## START
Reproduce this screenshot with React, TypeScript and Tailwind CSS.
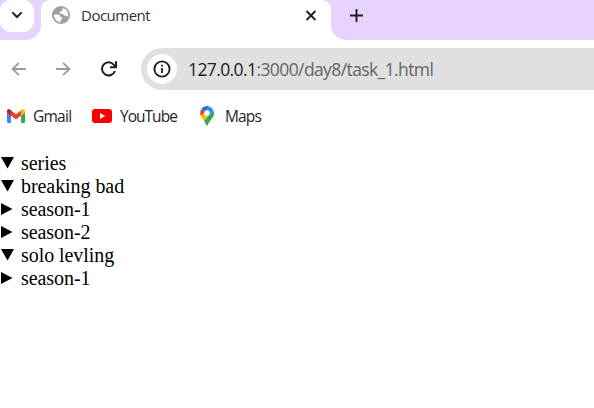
const rows = [
  { label: 'series', open: true },
  { label: 'breaking bad', open: true },
  { label: 'season-1', open: false },
  { label: 'season-2', open: false },
  { label: 'solo levling', open: true },
  { label: 'season-1', open: false },
];

function TabStrip() {
  return (
    <header className="flex h-10 bg-white">
      <div className="h-10 w-[41px] shrink-0 rounded-br-[15px] bg-[#e8d3ff]">
        <button className="flex h-8 w-[34px] items-center justify-center rounded-[11px] bg-white">
          <svg className="-mt-0.5 block" width="12" height="8" viewBox="0 0 12 8" fill="none" stroke="#1f1f1f" strokeWidth="2">
            <path d="M1.3 1.4 6 6l4.7-4.6" />
          </svg>
        </button>
      </div>
      <div className="h-10 w-[290px] shrink-0 bg-[linear-gradient(#e8d3ff,#e8d3ff)] bg-[length:100%_12px] bg-no-repeat">
        <div className="flex h-full items-start rounded-t-[9px] bg-white pl-[11px]">
          <svg className="mt-1.5 shrink-0" width="18" height="18" viewBox="0 0 18 18">
            <circle cx="9" cy="9" r="9" fill="#9aa0a6" />
            <path d="M10.5 1.9A7.2 7.2 0 0 1 16.2 9c0 .8-.1 1.4-.3 2-.5-1-1.3-1.3-2.5-1.3-1.6 0-1.6-1.5-3.2-1.7-1.3-.1-2.6-.3-2.6-1.3 0-1.2 1-1.5 2-1.7 1.3-.3.7-1.8.9-3.1z" fill="white" />
            <path d="M1.9 8.6h3.5c2 0 2.7.9 2.9 2 .2.9 1.1 1.1 2.3 1.1-.1 1.6-1.7 1.2-1.9 2.6v1.9A7.2 7.2 0 0 1 1.9 8.6z" fill="white" />
          </svg>
          <span className="ml-[11px] mt-[5px] w-[224px] shrink-0 text-[15px] leading-5 tracking-[-0.5px] text-[#303030]">Document</span>
          <svg className="mt-[10px] shrink-0" width="12" height="11" viewBox="0 0 12 11" fill="none" stroke="#1f1f1f" strokeWidth="1.8">
            <path d="m1.6 1 8.8 9m0-9-8.8 9" />
          </svg>
        </div>
      </div>
      <div className="h-10 flex-1 rounded-bl-[15px] bg-[#e8d3ff] pl-[19px] pt-[9px]">
        <svg width="13" height="13" viewBox="0 0 13 13" stroke="#1f1f1f" strokeWidth="1.9">
          <path d="M6.5 0v13M0 6.5h13" />
        </svg>
      </div>
    </header>
  );
}

function Toolbar() {
  return (
    <nav className="flex h-[58px] items-center">
      <svg className="ml-[11px] shrink-0" width="15" height="14" viewBox="0 0 15 14" fill="none" stroke="#9b9b9b" strokeWidth="1.8">
        <path d="M15 7H1.5M8 .8 1.5 7 8 13.2" />
      </svg>
      <svg className="ml-[30px] shrink-0" width="15" height="14" viewBox="0 0 15 14" fill="none" stroke="#9b9b9b" strokeWidth="1.8">
        <path d="M0 7h13.5M7 .8 13.5 7 7 13.2" />
      </svg>
      <svg className="ml-[30px] shrink-0" width="16" height="16" viewBox="0 0 16 16" fill="none" stroke="#1f1f1f" strokeWidth="2">
        <path d="M13.9 10A6.6 6.6 0 1 1 12.7 3.6L14.4 5.4M15 .2v6H9" />
      </svg>
      <div className="ml-6 flex h-[42px] flex-1 items-center rounded-l-full bg-[#e0e0e0] pl-1.5">
        <div className="flex size-[30px] shrink-0 items-center justify-center rounded-full bg-white">
          <svg width="18" height="18" viewBox="0 0 18 18">
            <circle cx="9" cy="9" r="7.6" fill="none" stroke="#1f1f1f" strokeWidth="1.9" />
            <path d="M8.1 4.8h1.8v1.8H8.1zM8.1 8h1.8v5.1H8.1z" fill="#1f1f1f" />
          </svg>
        </div>
        <span className="ml-[11px] whitespace-nowrap text-[17.5px] leading-6 tracking-[-0.6px] text-[#646464]">
          <span className="text-[#202020]">127.0.0.1</span>:3000/day8/task_1.html
        </span>
      </div>
    </nav>
  );
}

function Bookmarks() {
  return (
    <div className="flex h-[35px] items-center text-[15.5px] leading-5 text-[#242424]">
      <svg className="ml-[7px] shrink-0" width="18" height="14" viewBox="0 0 18 14">
        <path d="M0 2.5V12.7Q0 14 1.3 14H4V6z" fill="#4285f4" />
        <path d="M14 6v8h2.7Q18 14 18 12.7V2.5z" fill="#34a853" />
        <path d="M4 1.4v5.3l5 3.8 5-3.8V1.4L9 5.2z" fill="#ea4335" />
        <path d="M0 2.2C0 .2 2-.6 3.5.8L4 1.2v5.5L0 3.8z" fill="#c5221f" />
        <path d="M14 1.2C15.7-.7 18 .2 18 2.2v1.6l-4 2.9z" fill="#fbbc04" />
      </svg>
      <span className="ml-2 w-[59px] tracking-[-0.75px]">Gmail</span>
      <svg className="shrink-0" width="20" height="14" viewBox="0 0 20 14">
        <rect width="20" height="14" rx="3" fill="#f00" />
        <path d="m8 4 5.2 3L8 10z" fill="white" />
      </svg>
      <span className="ml-2 w-[80px] tracking-[-0.98px]">YouTube</span>
      <svg className="shrink-0" width="14" height="20" viewBox="0 0 14 20">
        <path d="M13.3 4.2c1.2 2.7.9 5.2-.7 7.5-1.8 2.6-3.8 4.2-4.6 6.9-.4 1.4-1.6 1.4-2 0-.4-1.3-1-2.6-2-3.9z" fill="#34a853" />
        <path d="m1 10.2 3.7-4 4.8 2.6-5.5 6C2.7 13.3 1.6 11.9 1 10.2z" fill="#fbbc04" />
        <path d="m1.6 2.7 3.7 3.1L1 10.2C-.2 7.6-.1 4.8 1.6 2.7z" fill="#ea4335" />
        <path d="M1.6 2.7C3.3.4 6.3-.6 9.2.4L5.2 5.7z" fill="#1a73e8" />
        <path d="M9.2.4c1.9.6 3.3 1.9 4.1 3.8L8.6 9.9 5.2 5.7z" fill="#4285f4" />
        <circle cx="7" cy="7" r="2.7" fill="white" />
      </svg>
      <span className="ml-[11px] tracking-[-0.85px]">Maps</span>
    </div>
  );
}

export default function App() {
  return (
    <div className="h-[408px] w-[594px] overflow-hidden bg-white font-['Open_Sans',sans-serif]">
      <TabStrip />
      <Toolbar />
      <Bookmarks />
      <main className="mt-[18px] font-['Liberation_Serif',serif] text-[20px] leading-[23px] tracking-[-0.06px] text-black">
        {rows.map((row, index) => (
          <div key={index} className="flex h-[23px] items-center">
            <svg className="mr-[6px] shrink-0" width="15" height="15" viewBox="0 0 15 15">
              <path d={row.open ? 'M1 2h13L7.5 13.5z' : 'M1 2v12L12.5 8z'} />
            </svg>
            <span className="whitespace-nowrap pt-px">{row.label}</span>
          </div>
        ))}
      </main>
    </div>
  );
}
## END
WRITTEN REQUEST: Each line of the material must be retyped exactly, except that images are omitted.

ANSWER TO THIS TASK:
Reproduce this screenshot with React, TypeScript and Tailwind CSS.
const rows = [
  { label: 'series', open: true },
  { label: 'breaking bad', open: true },
  { label: 'season-1', open: false },
  { label: 'season-2', open: false },
  { label: 'solo levling', open: true },
  { label: 'season-1', open: false },
];

function TabStrip() {
  return (
    <header className="flex h-10 bg-white">
      <div className="h-10 w-[41px] shrink-0 rounded-br-[15px] bg-[#e8d3ff]">
        <button className="flex h-8 w-[34px] items-center justify-center rounded-[11px] bg-white">
          <svg className="-mt-0.5 block" width="12" height="8" viewBox="0 0 12 8" fill="none" stroke="#1f1f1f" strokeWidth="2">
            <path d="M1.3 1.4 6 6l4.7-4.6" />
          </svg>
        </button>
      </div>
      <div className="h-10 w-[290px] shrink-0 bg-[linear-gradient(#e8d3ff,#e8d3ff)] bg-[length:100%_12px] bg-no-repeat">
        <div className="flex h-full items-start rounded-t-[9px] bg-white pl-[11px]">
          <svg className="mt-1.5 shrink-0" width="18" height="18" viewBox="0 0 18 18">
            <circle cx="9" cy="9" r="9" fill="#9aa0a6" />
            <path d="M10.5 1.9A7.2 7.2 0 0 1 16.2 9c0 .8-.1 1.4-.3 2-.5-1-1.3-1.3-2.5-1.3-1.6 0-1.6-1.5-3.2-1.7-1.3-.1-2.6-.3-2.6-1.3 0-1.2 1-1.5 2-1.7 1.3-.3.7-1.8.9-3.1z" fill="white" />
            <path d="M1.9 8.6h3.5c2 0 2.7.9 2.9 2 .2.9 1.1 1.1 2.3 1.1-.1 1.6-1.7 1.2-1.9 2.6v1.9A7.2 7.2 0 0 1 1.9 8.6z" fill="white" />
          </svg>
          <span className="ml-[11px] mt-[5px] w-[224px] shrink-0 text-[15px] leading-5 tracking-[-0.5px] text-[#303030]">Document</span>
          <svg className="mt-[10px] shrink-0" width="12" height="11" viewBox="0 0 12 11" fill="none" stroke="#1f1f1f" strokeWidth="1.8">
            <path d="m1.6 1 8.8 9m0-9-8.8 9" />
          </svg>
        </div>
      </div>
      <div className="h-10 flex-1 rounded-bl-[15px] bg-[#e8d3ff] pl-[19px] pt-[9px]">
        <svg width="13" height="13" viewBox="0 0 13 13" stroke="#1f1f1f" strokeWidth="1.9">
          <path d="M6.5 0v13M0 6.5h13" />
        </svg>
      </div>
    </header>
  );
}

function Toolbar() {
  return (
    <nav className="flex h-[58px] items-center">
      <svg className="ml-[11px] shrink-0" width="15" height="14" viewBox="0 0 15 14" fill="none" stroke="#9b9b9b" strokeWidth="1.8">
        <path d="M15 7H1.5M8 .8 1.5 7 8 13.2" />
      </svg>
      <svg className="ml-[30px] shrink-0" width="15" height="14" viewBox="0 0 15 14" fill="none" stroke="#9b9b9b" strokeWidth="1.8">
        <path d="M0 7h13.5M7 .8 13.5 7 7 13.2" />
      </svg>
      <svg className="ml-[30px] shrink-0" width="16" height="16" viewBox="0 0 16 16" fill="none" stroke="#1f1f1f" strokeWidth="2">
        <path d="M13.9 10A6.6 6.6 0 1 1 12.7 3.6L14.4 5.4M15 .2v6H9" />
      </svg>
      <div className="ml-6 flex h-[42px] flex-1 items-center rounded-l-full bg-[#e0e0e0] pl-1.5">
        <div className="flex size-[30px] shrink-0 items-center justify-center rounded-full bg-white">
          <svg width="18" height="18" viewBox="0 0 18 18">
            <circle cx="9" cy="9" r="7.6" fill="none" stroke="#1f1f1f" strokeWidth="1.9" />
            <path d="M8.1 4.8h1.8v1.8H8.1zM8.1 8h1.8v5.1H8.1z" fill="#1f1f1f" />
          </svg>
        </div>
        <span className="ml-[11px] whitespace-nowrap text-[17.5px] leading-6 tracking-[-0.6px] text-[#646464]">
          <span className="text-[#202020]">127.0.0.1</span>:3000/day8/task_1.html
        </span>
      </div>
    </nav>
  );
}

function Bookmarks() {
  return (
    <div className="flex h-[35px] items-center text-[15.5px] leading-5 text-[#242424]">
      <svg className="ml-[7px] shrink-0" width="18" height="14" viewBox="0 0 18 14">
        <path d="M0 2.5V12.7Q0 14 1.3 14H4V6z" fill="#4285f4" />
        <path d="M14 6v8h2.7Q18 14 18 12.7V2.5z" fill="#34a853" />
        <path d="M4 1.4v5.3l5 3.8 5-3.8V1.4L9 5.2z" fill="#ea4335" />
        <path d="M0 2.2C0 .2 2-.6 3.5.8L4 1.2v5.5L0 3.8z" fill="#c5221f" />
        <path d="M14 1.2C15.7-.7 18 .2 18 2.2v1.6l-4 2.9z" fill="#fbbc04" />
      </svg>
      <span className="ml-2 w-[59px] tracking-[-0.75px]">Gmail</span>
      <svg className="shrink-0" width="20" height="14" viewBox="0 0 20 14">
        <rect width="20" height="14" rx="3" fill="#f00" />
        <path d="m8 4 5.2 3L8 10z" fill="white" />
      </svg>
      <span className="ml-2 w-[80px] tracking-[-0.98px]">YouTube</span>
      <svg className="shrink-0" width="14" height="20" viewBox="0 0 14 20">
        <path d="M13.3 4.2c1.2 2.7.9 5.2-.7 7.5-1.8 2.6-3.8 4.2-4.6 6.9-.4 1.4-1.6 1.4-2 0-.4-1.3-1-2.6-2-3.9z" fill="#34a853" />
        <path d="m1 10.2 3.7-4 4.8 2.6-5.5 6C2.7 13.3 1.6 11.9 1 10.2z" fill="#fbbc04" />
        <path d="m1.6 2.7 3.7 3.1L1 10.2C-.2 7.6-.1 4.8 1.6 2.7z" fill="#ea4335" />
        <path d="M1.6 2.7C3.3.4 6.3-.6 9.2.4L5.2 5.7z" fill="#1a73e8" />
        <path d="M9.2.4c1.9.6 3.3 1.9 4.1 3.8L8.6 9.9 5.2 5.7z" fill="#4285f4" />
        <circle cx="7" cy="7" r="2.7" fill="white" />
      </svg>
      <span className="ml-[11px] tracking-[-0.85px]">Maps</span>
    </div>
  );
}

export default function App() {
  return (
    <div className="h-[408px] w-[594px] overflow-hidden bg-white font-['Open_Sans',sans-serif]">
      <TabStrip />
      <Toolbar />
      <Bookmarks />
      <main className="mt-[18px] font-['Liberation_Serif',serif] text-[20px] leading-[23px] tracking-[-0.06px] text-black">
        {rows.map((row, index) => (
          <div key={index} className="flex h-[23px] items-center">
            <svg className="mr-[6px] shrink-0" width="15" height="15" viewBox="0 0 15 15">
              <path d={row.open ? 'M1 2h13L7.5 13.5z' : 'M1 2v12L12.5 8z'} />
            </svg>
            <span className="whitespace-nowrap pt-px">{row.label}</span>
          </div>
        ))}
      </main>
    </div>
  );
}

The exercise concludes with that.